Anyway, back to Underhill. He notes that “inspirational” artwork is certainly a legitimate form of free expression, but that the message of “The Senior Partner” might not be something an employer would want to express in the workplace:

[Greene’s] website does go on to suggest that “[d]isplaying this piece prominently in your business will convey your Christian principles and values to your business associates, customers, and staff.” It certainly would do that, and depending on the business, it might also get you sued or at least serve as evidence if you get sued for religious discrimination. Replace the Savior’s image with one of Vishnu or Muhammad or whoever and imagine this hanging in your managing partner’s office, or in all the partners’ offices, and you might have a better sense of the problem.

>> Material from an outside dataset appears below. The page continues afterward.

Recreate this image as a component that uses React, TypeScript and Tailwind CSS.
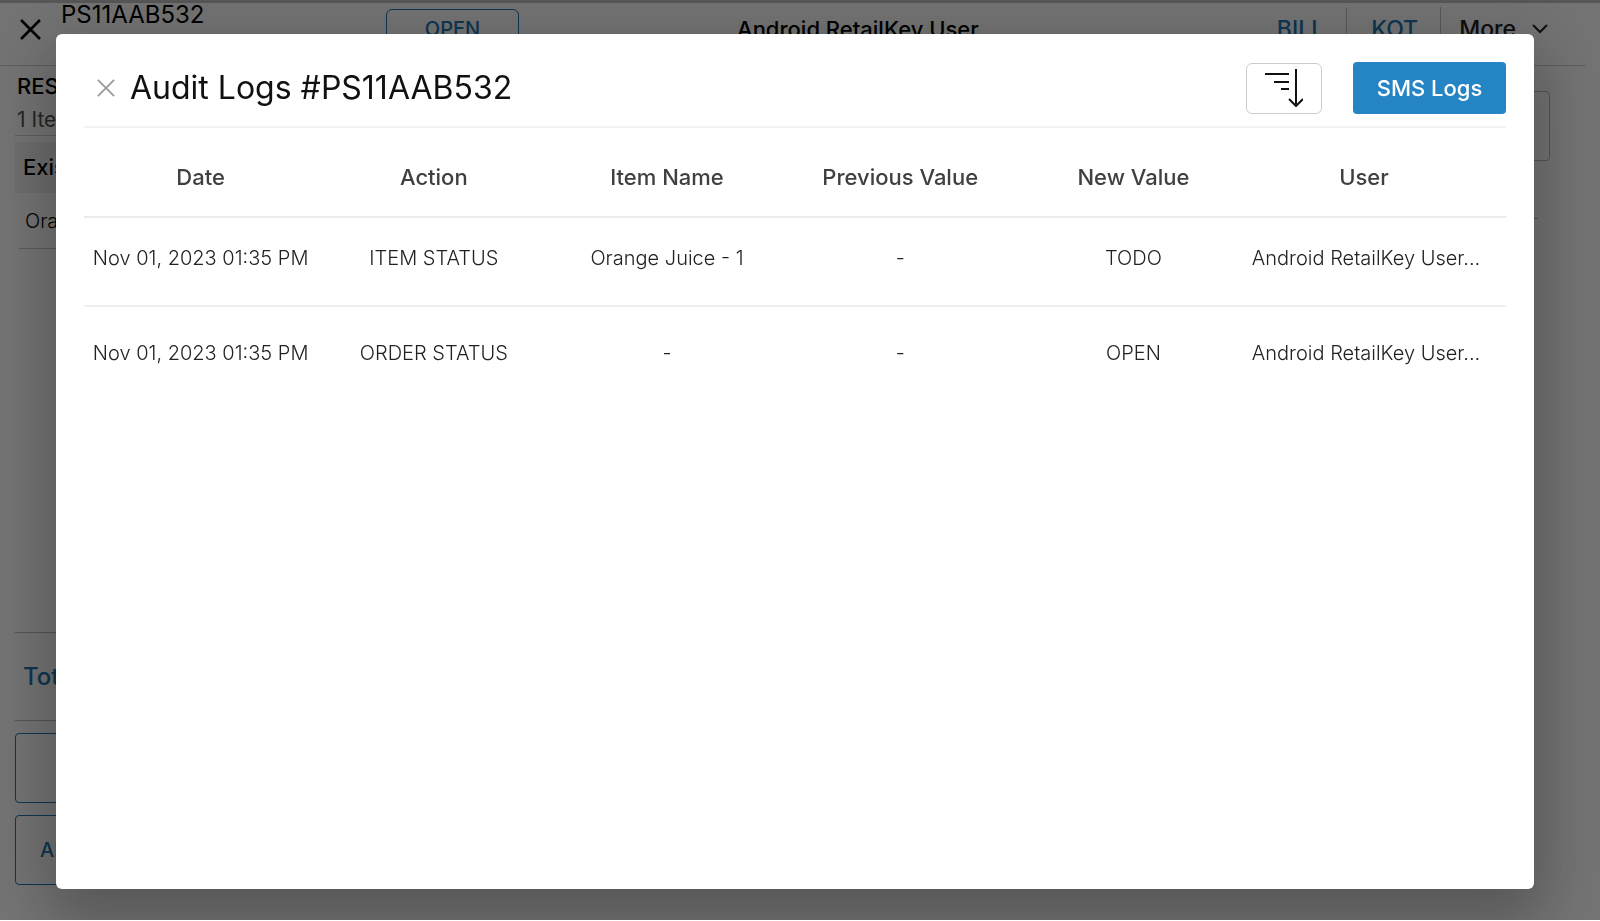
import React from 'react';

const logs = [
  {
    date: 'Nov 01, 2023 01:35 PM',
    action: 'ITEM STATUS',
    item: 'Orange Juice - 1',
    previous: '-',
    next: 'TODO',
    user: 'Android RetailKey User...',
  },
  {
    date: 'Nov 01, 2023 01:35 PM',
    action: 'ORDER STATUS',
    item: '-',
    previous: '-',
    next: 'OPEN',
    user: 'Android RetailKey User...',
  },
];

const columns = ['Date', 'Action', 'Item Name', 'Previous Value', 'New Value', 'User'];

const CloseIcon: React.FC<{ className: string }> = ({ className }) => (
  <svg viewBox="0 0 20 20" className={className} fill="none" stroke="currentColor" aria-hidden="true">
    <path d="M1 1l18 18M19 1L1 19" />
  </svg>
);

const SortIcon: React.FC = () => (
  <svg width="38" height="38" viewBox="0 0 38 38" fill="none" stroke="#111" strokeWidth="2" aria-hidden="true">
    <path d="M0 5h24M9 13h15M16 20h8M31 0v36M24 30l7 7 7-7" />
  </svg>
);

const OrderHeader: React.FC = () => (
  <header className="mr-3.5 flex h-[63px] items-start border-b border-[#d0d0d0]">
    <button type="button" aria-label="Close order" className="ml-5 mt-4 text-black">
      <CloseIcon className="h-[21px] w-[21px] stroke-[2.5]" />
    </button>
    <h2 className="ml-5 -mt-1 w-[325px] text-2xl leading-8 text-black">PS11AAB532</h2>
    <span className="mt-1.5 h-10 w-[133px] rounded-md border border-[#2077b3] text-center text-xl font-medium leading-[38px] text-[#2077b3]">
      OPEN
    </span>
    <span className="flex-1 pr-14 pt-2.5 text-center text-[22px] font-medium leading-8 text-black">
      Android RetailKey User
    </span>
    <nav className="flex h-14 pt-1 text-[23px] font-medium leading-8">
      <button type="button" className="border-r border-[#c4c4c4] pb-4 pl-6 pr-[22px] pt-1.5 text-[#2077b3]">BILL</button>
      <button type="button" className="border-r border-[#c4c4c4] pb-4 pl-6 pr-[22px] pt-1.5 text-[#2077b3]">KOT</button>
      <button type="button" className="flex gap-4 pb-4 pl-[18px] pr-[38px] pt-1.5 text-[#222]">
        More
        <svg width="16" height="32" viewBox="0 0 16 32" fill="none" stroke="currentColor" strokeWidth="2" aria-hidden="true">
          <path d="M1 12l7 7 7-7" />
        </svg>
      </button>
    </nav>
  </header>
);

const OrderSummary: React.FC = () => (
  <aside className="flex w-[480px] flex-col pl-[15px]">
    <div className="h-[70px] border-b border-[#d0d0d0] pt-1">
      <h3 className="pl-0.5 text-[22px] font-medium leading-8 text-black">REST</h3>
      <p className="pl-0.5 pt-0.5 text-[21px] leading-8 text-[#555]">1 Item</p>
    </div>
    <h4 className="mt-1.5 h-[51px] bg-[#f0f0f0] pl-2 text-[22px] font-medium leading-[51px] text-black">Existing</h4>
    <p className="ml-1 h-14 border-b border-[#c8c8c8] pl-1.5 text-xl font-light leading-[56px] text-black">Orange Juice</p>
    <p className="mt-auto h-[89px] border-y border-[#bbb] pl-2 text-2xl font-medium leading-[88px] text-[#2077b3]">Total</p>
    <button type="button" aria-label="Payment" className="mt-3 h-[70px] rounded border border-[#2077b3]" />
    <button type="button" className="mb-9 mt-3 h-[70px] rounded border border-[#2077b3] pl-6 text-left text-xl font-medium text-[#2077b3]">
      ADD ITEM
    </button>
  </aside>
);

const AuditLogTable: React.FC = () => (
  <table className="w-full table-fixed text-center">
    <colgroup>
      <col className="w-[16.4%]" />
      <col className="w-[16.4%]" />
      <col className="w-[16.4%]" />
      <col className="w-[16.4%]" />
      <col className="w-[16.4%]" />
      <col />
    </colgroup>
    <thead>
      <tr className="h-[89px] border-b-2 border-[#ebebeb]">
        {columns.map((column) => (
          <th key={column} scope="col" className="pt-2.5 text-[22px] font-medium text-[#404040] last:pr-7">
            {column}
          </th>
        ))}
      </tr>
    </thead>
    <tbody className="text-xl font-light text-[#222]">
      {logs.map((log) => (
        <tr key={log.action} className="h-[89px] border-b-2 border-[#efefef] last:h-[100px] last:border-0">
          <td className="whitespace-nowrap pb-2">{log.date}</td>
          <td className="pb-2">{log.action}</td>
          <td className="pb-2">{log.item}</td>
          <td className="pb-2">{log.previous}</td>
          <td className="pb-2">{log.next}</td>
          <td className="whitespace-nowrap pb-2 pr-6">{log.user}</td>
        </tr>
      ))}
    </tbody>
  </table>
);

const AuditLogDialog: React.FC = () => (
  <div className="fixed inset-x-0 bottom-px top-0 flex overflow-hidden bg-black/55 pb-[31px] pl-14 pr-[66px] pt-[34px]">
    <section
      role="dialog"
      aria-labelledby="audit-title"
      className="flex-1 rounded-md bg-white px-7 shadow-[0_32px_56px_4px_rgba(0,0,0,0.14),0_12px_66px_16px_rgba(0,0,0,0.14)]"
    >
      <div className="flex h-[94px] items-center border-b-2 border-[#f2f2f2] pt-4">
        <button type="button" aria-label="Close" className="ml-[13px] text-[#999]">
          <CloseIcon className="h-[18px] w-[18px] stroke-2" />
        </button>
        <h1 id="audit-title" className="ml-[15px] text-[32px] leading-10 text-[#111]">
          Audit Logs #PS11AAB532
        </h1>
        <button
          type="button"
          aria-label="Sort"
          className="ml-auto flex h-[51px] w-[76px] items-center justify-center rounded-md border border-[#ccc]"
        >
          <SortIcon />
        </button>
        <button type="button" className="ml-[31px] h-[52px] w-[153px] rounded bg-[#2585c4] text-[22px] font-medium text-white">
          SMS Logs
        </button>
      </div>
      <AuditLogTable />
    </section>
  </div>
);

const App: React.FC = () => {
  return (
    <div className="h-screen overflow-hidden bg-white font-['Inter','Liberation_Sans',sans-serif]">
      <div className="flex h-full flex-col border-t-[3px] border-[#c0c0c0]">
        <OrderHeader />
        <main className="flex flex-1">
          <OrderSummary />
          <div className="flex-1 pl-10 pr-[50px] pt-[25px]">
            <div className="h-[70px] rounded border border-[#bbb]" />
            <div className="mr-3 mt-[57px] border-b border-[#bbb]" />
          </div>
        </main>
      </div>
      <AuditLogDialog />
    </div>
  );
};

export default App;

Flip the script. That’s always good advice. If you want to know if something is wise or fair or advisable, imagine how it would seem to you if the shoe was on the other foot. “Do unto others as you would have them …” etc.

It’s troubling that American Christians have lost the habit of doing that, or even of understanding what Underhill is suggesting there. The kind of “Christian business” likely to hang such a painting in the workplace would be the first to cry “persecution” if anyone complained about it (or even if anyone failed to express sufficient enthusiasm about it). But if the business down the street hung Underhill’s hypothetical version of the painting showing Vishnu, well, they’d cry “persecution” over that too.

And if no one, anywhere, had any such paintings? That’d be “persecution” too.